Anchors that may have belonged to the ships of Spanish conquistador Hernán Cortés were found in the Mexican Gulf Coast, Mexico’s National Institute of Anthropology and History (INAH) announced on Monday.

The anchors, which archaeologists believe date back 500 years, were found off the coast of Villa Rica, just north of the port city of Veracruz. The timeline would fit perfectly with that of Cortés as records show he landed in Veracruz in April 1519.

The anchors were buried beneath at least 30 feet of sediment – and archaeologists believe there may be more artifacts nearby, although it is not guaranteed that the anchors belonged to Cortes’s fleet as another explorer showed up in the same area just after.

But it’s widely believed that Cortés sank his ships in that spot to stop dissident members of his army from defecting to Cuba.

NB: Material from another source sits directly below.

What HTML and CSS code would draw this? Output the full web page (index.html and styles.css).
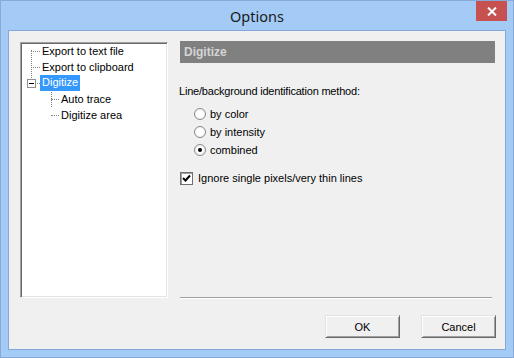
FILE: index.html
```html
<!DOCTYPE html>
<html lang="en">

<head>
    <meta charset="UTF-8">
    <title>Options</title>
    <link rel="stylesheet" href="styles.css">
</head>

<body>
    <div class="window">
        <div class="titlebar">
            <span class="title">Options</span>
            <div class="close-btn">
                <svg width="10" height="9" viewBox="0 0 10 9">
                    <path d="M1 0.5 L9 8.5 M9 0.5 L1 8.5" stroke="#fff" stroke-width="2" />
                </svg>
            </div>
        </div>

        <div class="client">
            <div class="main-row">
                <!-- Arvore de paginas -->
                <div class="tree">
                    <div class="tree-vline"></div>
                    <div class="tree-item">
                        <span class="hline"></span><span class="label">Export to text file</span>
                    </div>
                    <div class="tree-item">
                        <span class="hline"></span><span class="label">Export to clipboard</span>
                    </div>
                    <div class="tree-item">
                        <span class="expander"><span class="minus"></span></span><span class="hline short"></span><span class="label selected">Digitize</span>
                    </div>
                    <div class="tree-children">
                        <div class="child-vline"></div>
                        <div class="tree-item child">
                            <span class="hline"></span><span class="label">Auto trace</span>
                        </div>
                        <div class="tree-item child">
                            <span class="hline"></span><span class="label">Digitize area</span>
                        </div>
                    </div>
                </div>

                <!-- Pagina selecionada -->
                <div class="page">
                    <div class="page-header">Digitize</div>
                    <p class="group-label">Line/background identification method:</p>
                    <div class="radios">
                        <label class="radio"><span class="radio-dot"></span>by color</label>
                        <label class="radio"><span class="radio-dot"></span>by intensity</label>
                        <label class="radio"><span class="radio-dot checked"></span>combined</label>
                    </div>
                    <label class="check">
                        <span class="check-box">
                            <svg width="9" height="9" viewBox="0 0 9 9">
                                <path d="M1 4 L3.5 6.5 L8 1.5" stroke="#000" stroke-width="2" fill="none" />
                            </svg>
                        </span>
                        Ignore single pixels/very thin lines
                    </label>
                    <div class="separator"></div>
                </div>
            </div>

            <div class="buttons">
                <button class="btn">OK</button>
                <button class="btn">Cancel</button>
            </div>
        </div>
    </div>
</body>

</html>
```

FILE: styles.css
```css
* {
    margin: 0;
    padding: 0;
    box-sizing: border-box;
}

body {
    width: 514px;
    height: 358px;
    overflow: hidden;
    font-family: Tahoma, "Liberation Sans", sans-serif;
    font-size: 11px;
    color: #000;
}

/* Janela */
.window {
    width: 514px;
    height: 358px;
    background: #a3cbf6;
    border: 1px solid #86a9d6;
    display: flex;
    flex-direction: column;
}

.titlebar {
    height: 29px;
    position: relative;
    display: flex;
    justify-content: center;
    align-items: center;
}

.title {
    font-family: "Noto Sans", "Open Sans", sans-serif;
    font-size: 14.5px;
    color: #1a1a1a;
}

.close-btn {
    position: absolute;
    right: 6px;
    top: 0;
    width: 31px;
    height: 20px;
    background: #c75050;
    display: flex;
    justify-content: center;
    align-items: center;
}

/* Area cliente */
.client {
    margin: 0 7px 0 7px;
    height: 320px;
    background: #f0f0f0;
    border: 1px solid #84a9d9;
    padding: 11px 9px 0 11px;
    display: flex;
    flex-direction: column;
}

.main-row {
    display: flex;
    height: 257px;
}

/* Arvore */
.tree {
    width: 148px;
    height: 256px;
    background: #fff;
    border-top: 1px solid #a0a0a0;
    border-left: 1px solid #a0a0a0;
    border-right: 1px solid #fff;
    border-bottom: 1px solid #fff;
    box-shadow: inset 1px 1px 0 #696969, inset -1px -1px 0 #e3e3e3;
    padding: 0 0 0 6px;
    position: relative;
}

.tree-vline {
    position: absolute;
    left: 10px;
    top: 7px;
    height: 32px;
    border-left: 1px dotted #808080;
}

.tree-item {
    height: 16px;
    display: flex;
    align-items: center;
    position: relative;
}

.hline {
    width: 9px;
    margin-left: 4px;
    border-top: 1px dotted #808080;
}

.hline.short {
    width: 3px;
    margin-left: 1px;
}

.label {
    padding: 1px 2px;
    white-space: nowrap;
    line-height: 13px;
}

.label.selected {
    background: #3399ff;
    color: #fff;
    padding: 1px 2px 2px;
}

.expander {
    width: 9px;
    height: 9px;
    border: 1px solid #909090;
    background: #fff;
    display: flex;
    justify-content: center;
    align-items: center;
}

.minus {
    width: 5px;
    border-top: 1px solid #000;
}

.tree-children {
    position: relative;
    padding-left: 20px;
}

.child-vline {
    position: absolute;
    left: 24px;
    top: -5px;
    height: 21px;
    border-left: 1px dotted #808080;
}

.tree-children .hline {
    width: 8px;
}

/* Pagina */
.page {
    margin-left: 12px;
    width: 315px;
    display: flex;
    flex-direction: column;
}

.page-header {
    margin-top: -1px;
    height: 22px;
    background: #808080;
    color: #d4d4d4;
    font-weight: bold;
    font-size: 12px;
    padding: 0 4px;
    line-height: 22px;
}

.group-label {
    margin-top: 22px;
    margin-left: -1px;
    line-height: 13px;
    letter-spacing: -0.2px;
}

.radios {
    margin-top: 7px;
    padding-left: 14px;
    display: flex;
    flex-direction: column;
}

.radio {
    height: 18px;
    display: flex;
    align-items: center;
}

.radio-dot {
    width: 12px;
    height: 12px;
    border-radius: 50%;
    border: 1px solid #8a8a8a;
    background: radial-gradient(circle, #fff 40%, #e6e6e6 100%);
    margin-right: 4px;
    display: flex;
    justify-content: center;
    align-items: center;
}

.radio-dot.checked::after {
    content: "";
    width: 4px;
    height: 4px;
    border-radius: 50%;
    background: #000;
}

.check {
    margin-top: 11px;
    display: flex;
    align-items: center;
    height: 16px;
}

.check-box {
    width: 13px;
    height: 13px;
    background: #fff;
    border: 1px solid #707070;
    box-shadow: inset 1px 1px 0 #a0a0a0;
    display: flex;
    justify-content: center;
    align-items: center;
    margin-right: 5px;
}

.separator {
    margin-top: auto;
    margin-right: 3px;
    border-top: 1px solid #a0a0a0;
    border-bottom: 1px solid #fff;
}

/* Botoes */
.buttons {
    margin-top: 16px;
    display: flex;
    justify-content: flex-end;
    gap: 21px;
}

.btn {
    width: 75px;
    height: 23px;
    font-family: Tahoma, "Liberation Sans", sans-serif;
    font-size: 11px;
    background: #f0f0f0;
    border-top: 1px solid #e3e3e3;
    border-left: 1px solid #e3e3e3;
    border-right: 1px solid #696969;
    border-bottom: 1px solid #696969;
    box-shadow: inset 1px 1px 0 #fff, inset -1px -1px 0 #a0a0a0;
    color: #000;
}
```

“The Conquest of Mexico was a seminal event in human history, and these shipwrecks, if we can find them, will be symbols of the cultural collision that led to what is now the West, geopolitical and socially speaking,” University of Miami marine archaeologist Frederick Hanselmann said in a statement.

Another anchor was found last year less than 1,000 feet away from the new discoveries. That anchor was determined to have been created between 1450 and 1530 from the wood of an oak tree that grows in northern Spain. Although neither of the most-recently found anchors contain wood, they’re made of a similar design.

The anchors will be reburied in the sediment where they were found to preserve them.

This year marked the 500-year anniversary of Cortés’s invasion.

In honor of the milestone, Mexico’s President Andres Manuel Lopez Obrador asked Spain to apologize to indigenous Mexicans for abuses committed during the conquest.